SUPPLIED MATERIAL:
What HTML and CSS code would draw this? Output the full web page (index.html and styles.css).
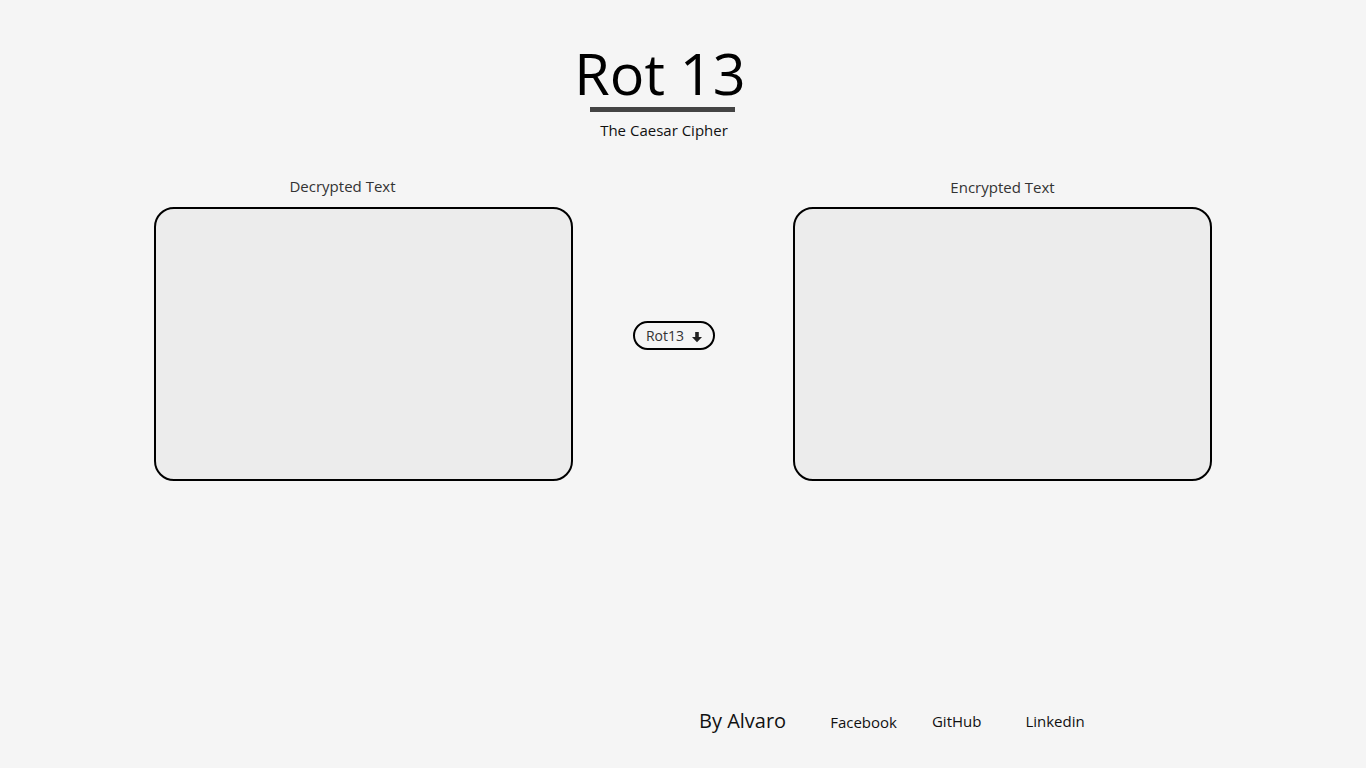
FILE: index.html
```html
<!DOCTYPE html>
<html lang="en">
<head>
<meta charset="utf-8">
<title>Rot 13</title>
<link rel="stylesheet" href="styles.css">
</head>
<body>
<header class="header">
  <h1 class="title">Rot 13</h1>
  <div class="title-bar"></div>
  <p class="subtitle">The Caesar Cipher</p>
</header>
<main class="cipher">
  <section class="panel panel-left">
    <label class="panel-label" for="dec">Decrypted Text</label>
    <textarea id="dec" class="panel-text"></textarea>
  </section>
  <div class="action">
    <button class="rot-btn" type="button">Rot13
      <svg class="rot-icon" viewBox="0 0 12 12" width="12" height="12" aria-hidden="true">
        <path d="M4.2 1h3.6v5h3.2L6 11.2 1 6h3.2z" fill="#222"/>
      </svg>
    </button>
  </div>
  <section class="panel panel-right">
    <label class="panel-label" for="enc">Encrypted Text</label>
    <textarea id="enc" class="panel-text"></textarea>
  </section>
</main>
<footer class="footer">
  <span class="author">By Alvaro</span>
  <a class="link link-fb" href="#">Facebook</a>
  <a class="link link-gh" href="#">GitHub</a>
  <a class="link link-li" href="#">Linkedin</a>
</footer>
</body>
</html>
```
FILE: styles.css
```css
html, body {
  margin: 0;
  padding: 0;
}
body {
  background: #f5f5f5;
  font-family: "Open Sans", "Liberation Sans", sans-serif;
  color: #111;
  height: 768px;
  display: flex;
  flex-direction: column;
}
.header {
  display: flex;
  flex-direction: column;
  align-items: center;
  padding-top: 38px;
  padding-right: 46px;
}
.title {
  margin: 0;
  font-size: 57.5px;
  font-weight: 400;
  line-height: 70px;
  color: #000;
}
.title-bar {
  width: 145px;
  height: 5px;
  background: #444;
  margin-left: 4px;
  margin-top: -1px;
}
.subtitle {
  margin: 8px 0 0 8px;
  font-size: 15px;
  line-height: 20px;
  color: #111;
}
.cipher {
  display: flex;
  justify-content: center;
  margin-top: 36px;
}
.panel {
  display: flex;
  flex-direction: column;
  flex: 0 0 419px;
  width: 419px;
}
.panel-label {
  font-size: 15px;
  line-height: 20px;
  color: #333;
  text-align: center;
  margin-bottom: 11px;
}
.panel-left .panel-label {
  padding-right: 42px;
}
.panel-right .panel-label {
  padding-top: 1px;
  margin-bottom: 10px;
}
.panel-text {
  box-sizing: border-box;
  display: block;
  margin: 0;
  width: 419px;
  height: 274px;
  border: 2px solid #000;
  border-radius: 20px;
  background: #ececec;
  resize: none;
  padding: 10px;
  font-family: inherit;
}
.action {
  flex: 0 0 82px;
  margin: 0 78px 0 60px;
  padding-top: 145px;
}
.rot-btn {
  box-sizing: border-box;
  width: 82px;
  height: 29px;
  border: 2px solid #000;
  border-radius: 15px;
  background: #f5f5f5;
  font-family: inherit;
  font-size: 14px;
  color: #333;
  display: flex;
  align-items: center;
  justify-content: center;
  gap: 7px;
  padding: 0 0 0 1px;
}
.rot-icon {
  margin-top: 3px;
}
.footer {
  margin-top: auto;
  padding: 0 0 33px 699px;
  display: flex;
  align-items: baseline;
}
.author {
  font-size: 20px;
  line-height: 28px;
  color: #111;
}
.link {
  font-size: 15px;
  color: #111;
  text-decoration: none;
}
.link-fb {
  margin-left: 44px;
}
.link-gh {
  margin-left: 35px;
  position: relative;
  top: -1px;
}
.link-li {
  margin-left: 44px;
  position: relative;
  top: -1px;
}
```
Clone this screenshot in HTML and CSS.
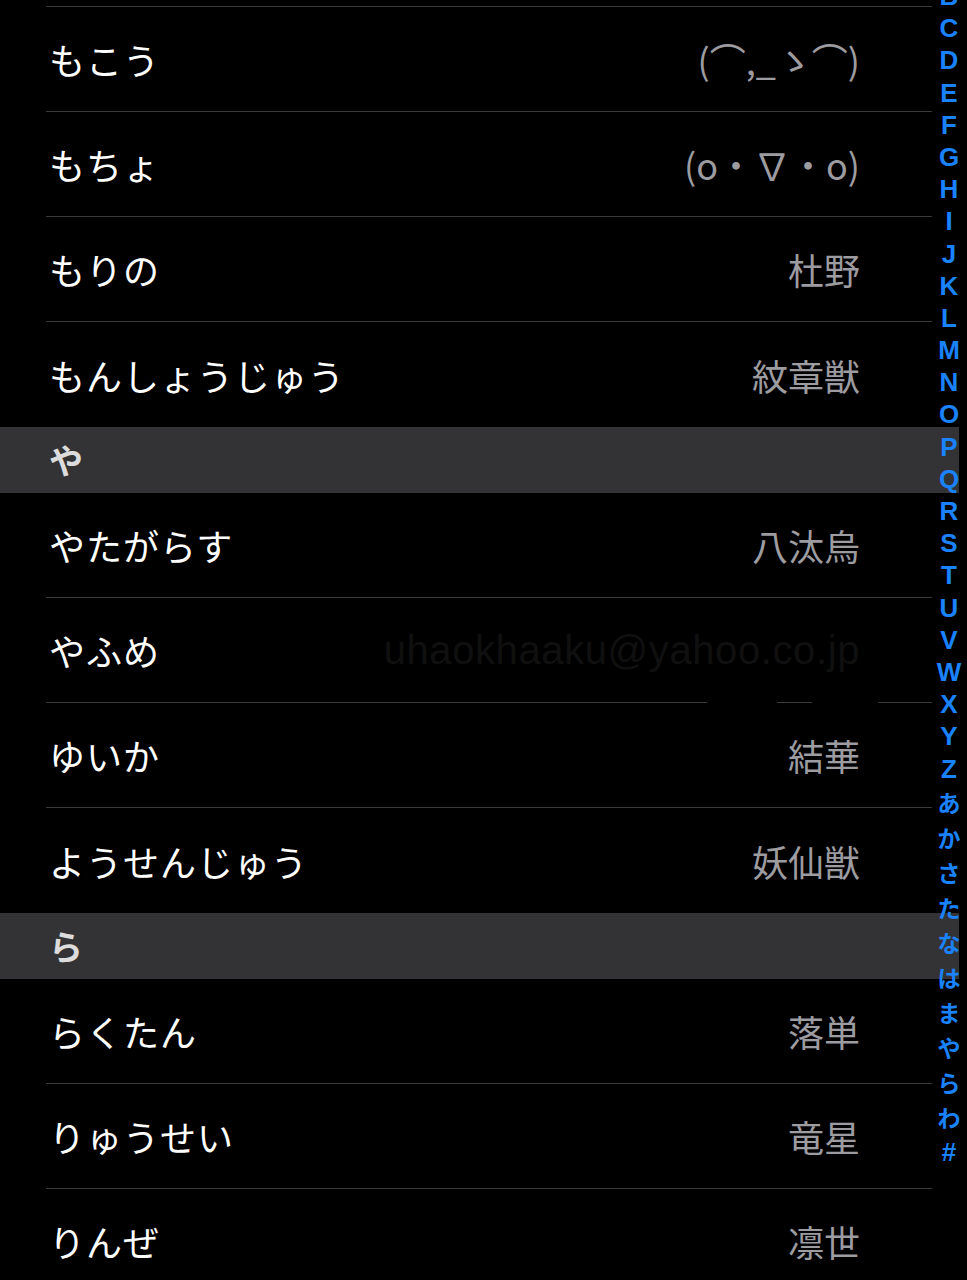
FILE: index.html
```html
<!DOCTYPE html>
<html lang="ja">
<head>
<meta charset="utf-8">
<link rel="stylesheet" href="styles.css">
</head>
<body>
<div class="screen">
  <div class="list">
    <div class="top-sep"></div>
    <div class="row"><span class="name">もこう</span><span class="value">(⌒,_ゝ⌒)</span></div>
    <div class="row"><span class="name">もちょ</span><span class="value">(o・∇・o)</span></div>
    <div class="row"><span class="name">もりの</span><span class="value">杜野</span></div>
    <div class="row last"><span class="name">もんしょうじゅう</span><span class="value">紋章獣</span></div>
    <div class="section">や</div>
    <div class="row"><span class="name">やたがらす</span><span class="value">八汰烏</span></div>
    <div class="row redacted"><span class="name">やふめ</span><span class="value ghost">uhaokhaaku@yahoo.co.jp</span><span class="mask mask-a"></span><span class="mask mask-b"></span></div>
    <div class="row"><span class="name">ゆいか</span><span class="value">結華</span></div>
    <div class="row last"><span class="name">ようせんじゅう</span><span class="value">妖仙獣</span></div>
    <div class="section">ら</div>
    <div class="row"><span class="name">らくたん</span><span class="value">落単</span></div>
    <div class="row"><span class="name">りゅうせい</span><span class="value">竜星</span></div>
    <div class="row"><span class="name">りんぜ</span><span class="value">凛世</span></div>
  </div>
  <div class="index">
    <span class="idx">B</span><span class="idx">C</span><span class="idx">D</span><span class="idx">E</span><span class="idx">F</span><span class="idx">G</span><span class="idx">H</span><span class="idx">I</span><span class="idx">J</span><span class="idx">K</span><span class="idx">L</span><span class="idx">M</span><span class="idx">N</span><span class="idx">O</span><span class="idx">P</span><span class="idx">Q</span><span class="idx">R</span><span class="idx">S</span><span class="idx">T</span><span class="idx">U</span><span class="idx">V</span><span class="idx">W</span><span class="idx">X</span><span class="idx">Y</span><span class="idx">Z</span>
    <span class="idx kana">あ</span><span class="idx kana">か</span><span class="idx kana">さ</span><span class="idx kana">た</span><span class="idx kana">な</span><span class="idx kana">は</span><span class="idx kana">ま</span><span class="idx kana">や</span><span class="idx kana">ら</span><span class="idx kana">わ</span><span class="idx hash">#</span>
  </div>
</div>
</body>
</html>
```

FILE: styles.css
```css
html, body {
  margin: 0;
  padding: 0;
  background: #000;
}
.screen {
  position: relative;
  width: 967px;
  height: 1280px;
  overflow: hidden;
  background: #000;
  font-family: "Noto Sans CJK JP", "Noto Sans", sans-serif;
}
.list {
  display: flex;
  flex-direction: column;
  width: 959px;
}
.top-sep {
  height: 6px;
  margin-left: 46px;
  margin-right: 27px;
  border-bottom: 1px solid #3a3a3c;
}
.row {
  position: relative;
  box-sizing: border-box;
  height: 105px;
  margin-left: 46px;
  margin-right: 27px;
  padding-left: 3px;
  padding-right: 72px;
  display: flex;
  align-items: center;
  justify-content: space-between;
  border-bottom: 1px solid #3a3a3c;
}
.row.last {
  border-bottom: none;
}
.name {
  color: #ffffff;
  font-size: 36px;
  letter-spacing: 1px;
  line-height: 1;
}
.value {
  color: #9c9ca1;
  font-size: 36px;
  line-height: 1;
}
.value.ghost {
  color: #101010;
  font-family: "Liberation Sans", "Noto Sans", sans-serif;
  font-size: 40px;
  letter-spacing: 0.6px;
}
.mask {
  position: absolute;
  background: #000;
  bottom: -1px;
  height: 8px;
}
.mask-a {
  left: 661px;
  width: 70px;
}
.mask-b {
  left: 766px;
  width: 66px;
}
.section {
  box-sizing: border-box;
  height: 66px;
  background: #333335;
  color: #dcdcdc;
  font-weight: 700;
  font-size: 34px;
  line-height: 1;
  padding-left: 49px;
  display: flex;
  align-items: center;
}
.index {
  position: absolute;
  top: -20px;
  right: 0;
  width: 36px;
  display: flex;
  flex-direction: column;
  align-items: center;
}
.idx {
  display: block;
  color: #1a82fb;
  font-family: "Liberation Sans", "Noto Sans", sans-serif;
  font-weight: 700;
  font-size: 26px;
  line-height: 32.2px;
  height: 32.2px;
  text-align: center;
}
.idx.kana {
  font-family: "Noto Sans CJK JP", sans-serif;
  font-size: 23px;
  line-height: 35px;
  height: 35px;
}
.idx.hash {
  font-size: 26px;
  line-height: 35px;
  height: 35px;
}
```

WORK TO COMPLETE: Tally how many lines of the data include the word "this". Write the number and nothing else.

TASK RESPONSE: 2